→ WHAT THE TASK ASKS: Please reproduce exactly the lines between the line holding "Reproduce this screenshot with React, TypeScript" and the line holding "const [desc, setDesc]", inclusive, leaving out any pictures.

→ GIVEN INFORMATION:

• • • • • • •

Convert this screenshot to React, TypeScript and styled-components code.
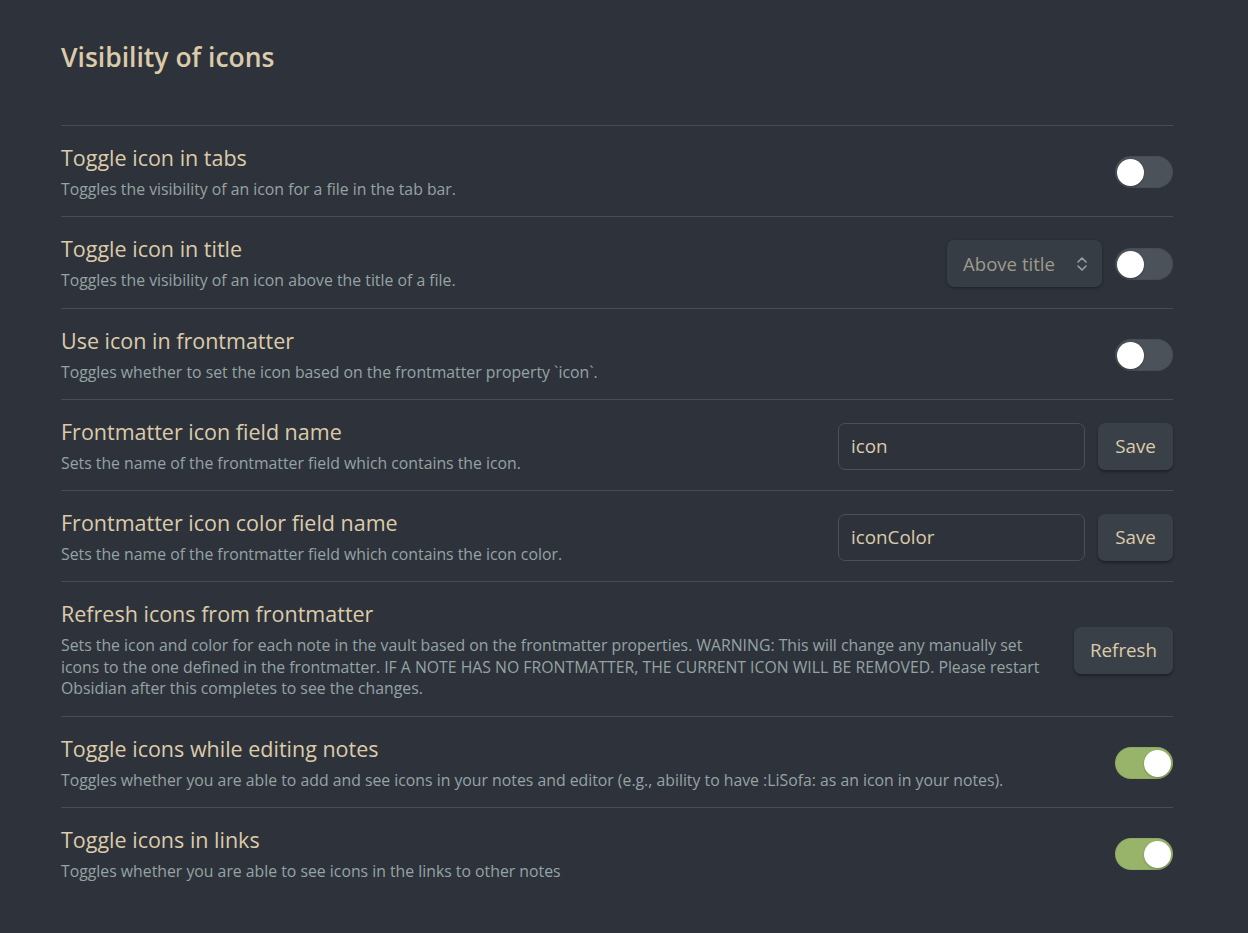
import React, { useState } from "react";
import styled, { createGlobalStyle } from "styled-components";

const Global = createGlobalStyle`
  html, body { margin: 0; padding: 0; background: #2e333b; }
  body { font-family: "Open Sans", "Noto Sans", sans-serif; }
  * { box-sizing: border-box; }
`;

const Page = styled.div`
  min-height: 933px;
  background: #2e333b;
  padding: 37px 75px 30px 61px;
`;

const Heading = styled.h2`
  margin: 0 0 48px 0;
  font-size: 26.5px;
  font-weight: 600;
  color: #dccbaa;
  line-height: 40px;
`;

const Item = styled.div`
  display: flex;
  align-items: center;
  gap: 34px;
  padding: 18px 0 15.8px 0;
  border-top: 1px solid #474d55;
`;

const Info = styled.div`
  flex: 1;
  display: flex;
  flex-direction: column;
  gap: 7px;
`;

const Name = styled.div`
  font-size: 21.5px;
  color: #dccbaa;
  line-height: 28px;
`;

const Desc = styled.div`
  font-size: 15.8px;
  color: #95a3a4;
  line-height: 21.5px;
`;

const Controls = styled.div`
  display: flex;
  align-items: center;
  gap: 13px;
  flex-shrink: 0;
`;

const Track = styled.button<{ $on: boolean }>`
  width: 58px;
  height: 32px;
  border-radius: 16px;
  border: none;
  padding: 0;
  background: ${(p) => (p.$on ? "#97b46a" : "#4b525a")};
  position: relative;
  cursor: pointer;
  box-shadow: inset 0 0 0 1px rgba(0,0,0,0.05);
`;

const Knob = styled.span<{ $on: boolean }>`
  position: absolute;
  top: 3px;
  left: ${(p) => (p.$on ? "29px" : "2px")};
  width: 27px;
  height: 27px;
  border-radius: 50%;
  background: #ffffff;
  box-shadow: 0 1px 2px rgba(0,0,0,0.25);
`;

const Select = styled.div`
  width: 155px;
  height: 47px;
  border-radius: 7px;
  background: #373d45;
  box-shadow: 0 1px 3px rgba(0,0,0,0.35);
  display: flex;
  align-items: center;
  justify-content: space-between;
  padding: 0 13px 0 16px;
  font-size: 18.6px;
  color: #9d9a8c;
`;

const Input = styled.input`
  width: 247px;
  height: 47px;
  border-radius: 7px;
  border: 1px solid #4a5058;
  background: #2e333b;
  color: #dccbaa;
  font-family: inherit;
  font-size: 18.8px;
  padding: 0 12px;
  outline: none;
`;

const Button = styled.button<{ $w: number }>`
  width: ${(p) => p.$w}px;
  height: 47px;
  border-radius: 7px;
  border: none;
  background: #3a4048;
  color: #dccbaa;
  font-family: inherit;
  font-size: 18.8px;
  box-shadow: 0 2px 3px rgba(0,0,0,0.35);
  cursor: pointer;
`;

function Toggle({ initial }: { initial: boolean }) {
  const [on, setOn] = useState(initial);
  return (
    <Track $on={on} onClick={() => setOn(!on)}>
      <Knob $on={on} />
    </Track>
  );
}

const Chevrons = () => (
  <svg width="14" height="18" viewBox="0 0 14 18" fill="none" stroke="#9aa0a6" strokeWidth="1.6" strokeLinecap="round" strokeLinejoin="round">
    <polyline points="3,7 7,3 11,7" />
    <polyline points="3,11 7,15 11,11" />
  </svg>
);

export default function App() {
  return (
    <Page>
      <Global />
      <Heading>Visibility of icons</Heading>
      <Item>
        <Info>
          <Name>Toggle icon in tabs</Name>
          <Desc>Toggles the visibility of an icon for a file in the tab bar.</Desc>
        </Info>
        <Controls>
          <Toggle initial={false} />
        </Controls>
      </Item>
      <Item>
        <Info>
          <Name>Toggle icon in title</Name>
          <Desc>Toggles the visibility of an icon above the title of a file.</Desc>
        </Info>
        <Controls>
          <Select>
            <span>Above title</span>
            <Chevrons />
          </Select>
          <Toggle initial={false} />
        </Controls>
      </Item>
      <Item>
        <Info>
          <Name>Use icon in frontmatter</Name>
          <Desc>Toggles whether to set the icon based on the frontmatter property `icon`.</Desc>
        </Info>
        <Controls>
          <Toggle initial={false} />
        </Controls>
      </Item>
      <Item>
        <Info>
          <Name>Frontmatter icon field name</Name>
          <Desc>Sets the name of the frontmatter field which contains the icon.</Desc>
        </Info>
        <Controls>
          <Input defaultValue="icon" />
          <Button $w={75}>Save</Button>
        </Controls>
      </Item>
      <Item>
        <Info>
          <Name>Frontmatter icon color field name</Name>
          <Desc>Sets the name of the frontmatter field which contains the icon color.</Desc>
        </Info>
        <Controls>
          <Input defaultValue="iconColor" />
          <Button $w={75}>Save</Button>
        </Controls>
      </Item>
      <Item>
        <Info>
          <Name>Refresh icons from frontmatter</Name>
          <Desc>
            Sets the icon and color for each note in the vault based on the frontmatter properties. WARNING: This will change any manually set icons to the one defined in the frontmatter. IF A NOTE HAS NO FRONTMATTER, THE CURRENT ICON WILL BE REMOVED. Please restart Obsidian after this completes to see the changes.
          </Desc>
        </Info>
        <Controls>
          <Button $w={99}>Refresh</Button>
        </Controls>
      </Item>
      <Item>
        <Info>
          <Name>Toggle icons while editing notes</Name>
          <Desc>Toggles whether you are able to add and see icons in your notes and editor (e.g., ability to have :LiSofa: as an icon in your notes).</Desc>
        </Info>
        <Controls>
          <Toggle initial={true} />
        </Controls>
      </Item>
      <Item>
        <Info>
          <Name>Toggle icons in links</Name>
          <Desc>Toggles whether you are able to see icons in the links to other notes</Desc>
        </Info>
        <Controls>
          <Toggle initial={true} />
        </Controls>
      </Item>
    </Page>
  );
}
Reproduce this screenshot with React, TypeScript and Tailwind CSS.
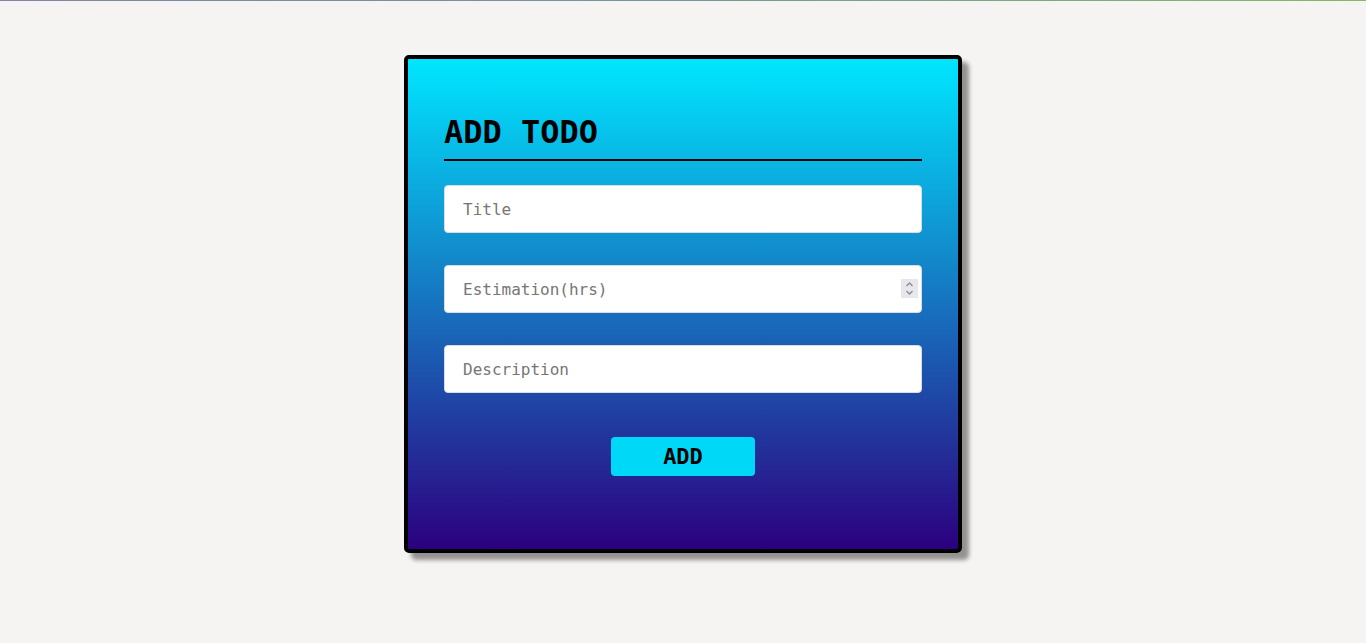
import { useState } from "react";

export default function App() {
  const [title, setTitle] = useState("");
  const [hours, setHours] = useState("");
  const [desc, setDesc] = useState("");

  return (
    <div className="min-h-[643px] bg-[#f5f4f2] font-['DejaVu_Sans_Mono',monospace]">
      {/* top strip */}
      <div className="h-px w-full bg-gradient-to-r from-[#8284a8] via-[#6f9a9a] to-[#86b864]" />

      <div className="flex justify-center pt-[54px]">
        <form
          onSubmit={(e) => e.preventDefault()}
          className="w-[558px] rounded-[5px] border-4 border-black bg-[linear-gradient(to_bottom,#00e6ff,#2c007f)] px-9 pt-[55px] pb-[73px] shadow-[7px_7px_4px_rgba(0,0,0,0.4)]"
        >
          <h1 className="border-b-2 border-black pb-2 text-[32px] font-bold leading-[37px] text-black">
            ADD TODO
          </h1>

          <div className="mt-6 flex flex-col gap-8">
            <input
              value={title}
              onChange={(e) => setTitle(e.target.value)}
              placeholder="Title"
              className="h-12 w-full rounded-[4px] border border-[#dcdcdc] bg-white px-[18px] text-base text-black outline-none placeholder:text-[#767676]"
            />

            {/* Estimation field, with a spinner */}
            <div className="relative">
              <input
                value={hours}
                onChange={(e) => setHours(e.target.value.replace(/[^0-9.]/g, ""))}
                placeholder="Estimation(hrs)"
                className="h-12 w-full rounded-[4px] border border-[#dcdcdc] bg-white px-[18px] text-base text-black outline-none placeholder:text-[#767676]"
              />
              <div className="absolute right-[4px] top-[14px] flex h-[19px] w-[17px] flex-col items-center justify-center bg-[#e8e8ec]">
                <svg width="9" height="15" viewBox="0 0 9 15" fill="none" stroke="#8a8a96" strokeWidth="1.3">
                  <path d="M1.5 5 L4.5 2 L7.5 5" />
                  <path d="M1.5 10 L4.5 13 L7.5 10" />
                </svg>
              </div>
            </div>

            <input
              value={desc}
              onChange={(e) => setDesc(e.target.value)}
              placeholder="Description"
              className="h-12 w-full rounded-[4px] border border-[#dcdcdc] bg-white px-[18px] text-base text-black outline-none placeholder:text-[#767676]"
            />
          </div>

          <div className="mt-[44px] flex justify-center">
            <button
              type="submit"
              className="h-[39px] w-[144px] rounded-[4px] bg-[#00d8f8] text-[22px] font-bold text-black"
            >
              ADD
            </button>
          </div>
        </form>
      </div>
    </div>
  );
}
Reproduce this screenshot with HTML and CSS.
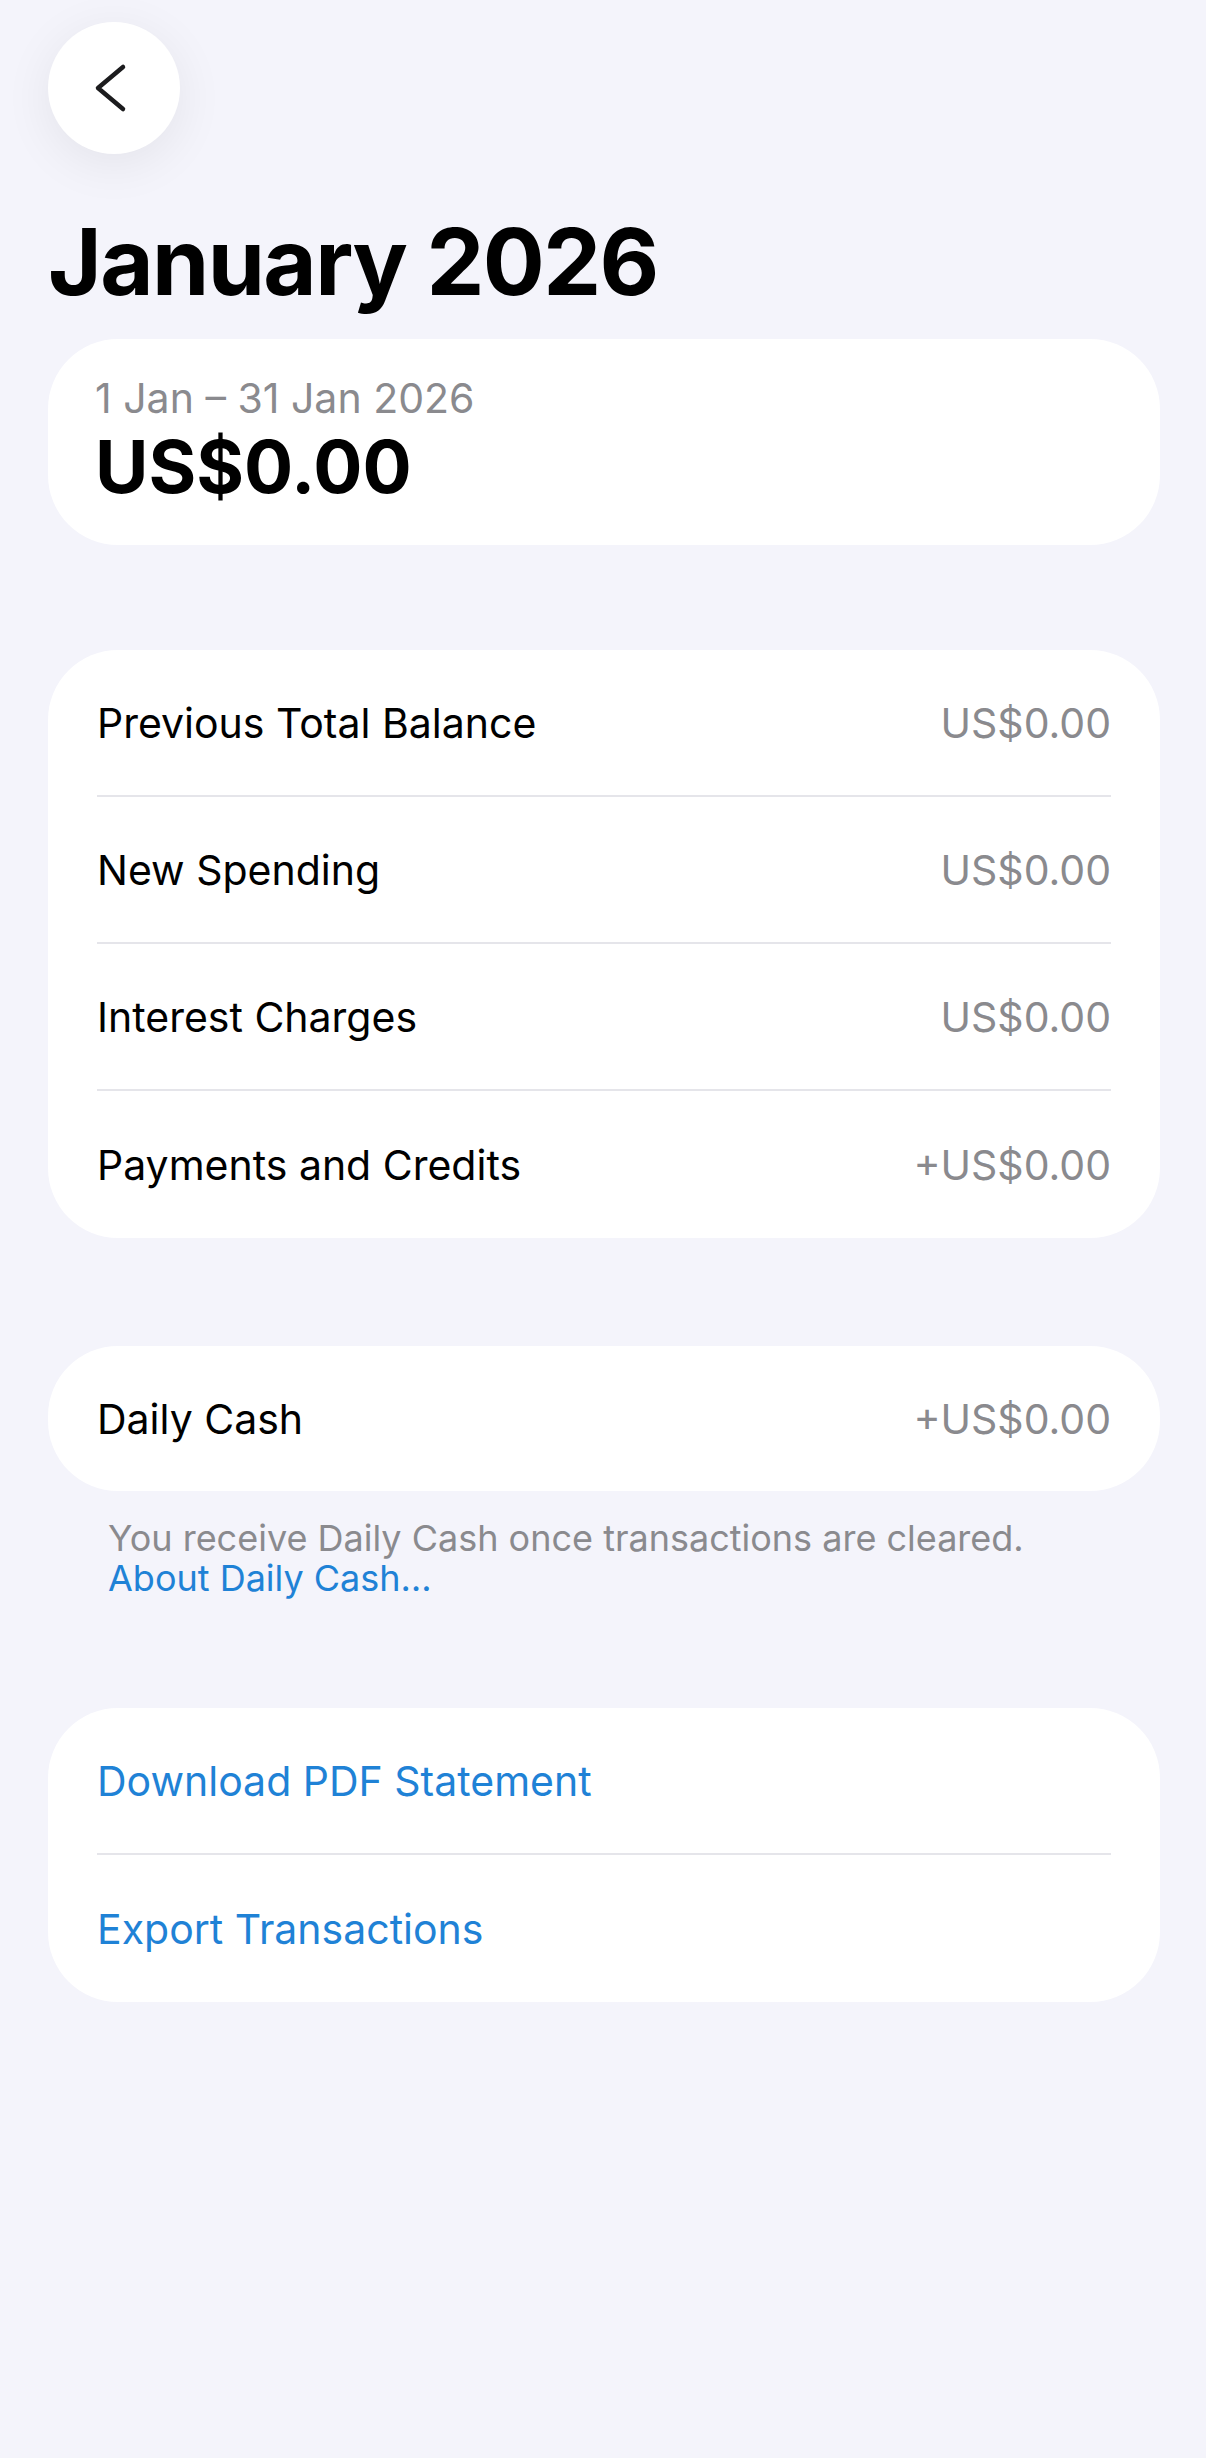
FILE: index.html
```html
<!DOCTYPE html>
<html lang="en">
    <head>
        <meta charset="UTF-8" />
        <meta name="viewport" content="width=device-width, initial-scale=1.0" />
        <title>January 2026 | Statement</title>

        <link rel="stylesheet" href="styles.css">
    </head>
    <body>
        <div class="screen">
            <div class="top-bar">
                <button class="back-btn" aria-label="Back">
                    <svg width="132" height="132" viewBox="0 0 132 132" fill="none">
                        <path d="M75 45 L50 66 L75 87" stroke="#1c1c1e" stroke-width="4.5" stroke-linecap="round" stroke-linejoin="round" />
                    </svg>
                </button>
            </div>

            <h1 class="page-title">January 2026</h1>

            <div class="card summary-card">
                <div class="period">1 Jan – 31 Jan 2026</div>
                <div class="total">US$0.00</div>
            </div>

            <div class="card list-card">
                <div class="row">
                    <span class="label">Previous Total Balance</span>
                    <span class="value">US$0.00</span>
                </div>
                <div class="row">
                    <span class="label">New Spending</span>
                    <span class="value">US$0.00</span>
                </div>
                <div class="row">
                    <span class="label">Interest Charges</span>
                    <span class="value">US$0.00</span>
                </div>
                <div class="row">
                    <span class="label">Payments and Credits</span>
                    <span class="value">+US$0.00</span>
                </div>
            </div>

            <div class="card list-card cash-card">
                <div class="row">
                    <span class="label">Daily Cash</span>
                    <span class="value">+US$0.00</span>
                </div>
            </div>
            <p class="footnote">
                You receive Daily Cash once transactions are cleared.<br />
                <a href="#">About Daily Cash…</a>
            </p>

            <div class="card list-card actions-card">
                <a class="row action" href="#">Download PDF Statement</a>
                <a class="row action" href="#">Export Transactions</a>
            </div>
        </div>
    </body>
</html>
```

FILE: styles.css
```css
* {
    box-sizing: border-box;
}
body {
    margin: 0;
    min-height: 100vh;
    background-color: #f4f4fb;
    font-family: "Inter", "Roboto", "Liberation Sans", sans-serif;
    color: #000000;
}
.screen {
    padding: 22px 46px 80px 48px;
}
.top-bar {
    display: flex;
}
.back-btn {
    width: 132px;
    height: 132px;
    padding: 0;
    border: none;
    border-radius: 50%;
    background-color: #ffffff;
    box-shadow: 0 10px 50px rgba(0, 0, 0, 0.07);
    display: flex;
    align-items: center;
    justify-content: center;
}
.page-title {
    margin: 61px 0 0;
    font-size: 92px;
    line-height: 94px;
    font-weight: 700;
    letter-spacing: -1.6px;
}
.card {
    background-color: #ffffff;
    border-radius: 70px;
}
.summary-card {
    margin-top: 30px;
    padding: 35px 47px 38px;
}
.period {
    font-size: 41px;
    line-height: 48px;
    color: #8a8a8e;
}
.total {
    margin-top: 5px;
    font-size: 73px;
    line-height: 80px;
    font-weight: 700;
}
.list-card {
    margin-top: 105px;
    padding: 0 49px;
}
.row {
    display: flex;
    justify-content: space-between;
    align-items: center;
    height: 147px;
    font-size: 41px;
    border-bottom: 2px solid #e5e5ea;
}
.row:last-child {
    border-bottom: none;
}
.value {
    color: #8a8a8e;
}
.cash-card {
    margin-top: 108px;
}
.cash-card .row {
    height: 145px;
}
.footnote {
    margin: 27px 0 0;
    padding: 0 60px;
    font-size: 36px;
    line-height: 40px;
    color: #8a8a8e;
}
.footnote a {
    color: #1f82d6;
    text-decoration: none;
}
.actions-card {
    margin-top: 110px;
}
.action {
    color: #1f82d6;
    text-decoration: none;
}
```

• • • • • • •

→ EXERCISE SOLUTION:
Reproduce this screenshot with React, TypeScript and Tailwind CSS.
import { useState } from "react";

export default function App() {
  const [title, setTitle] = useState("");
  const [hours, setHours] = useState("");
  const [desc, setDesc] = useState("");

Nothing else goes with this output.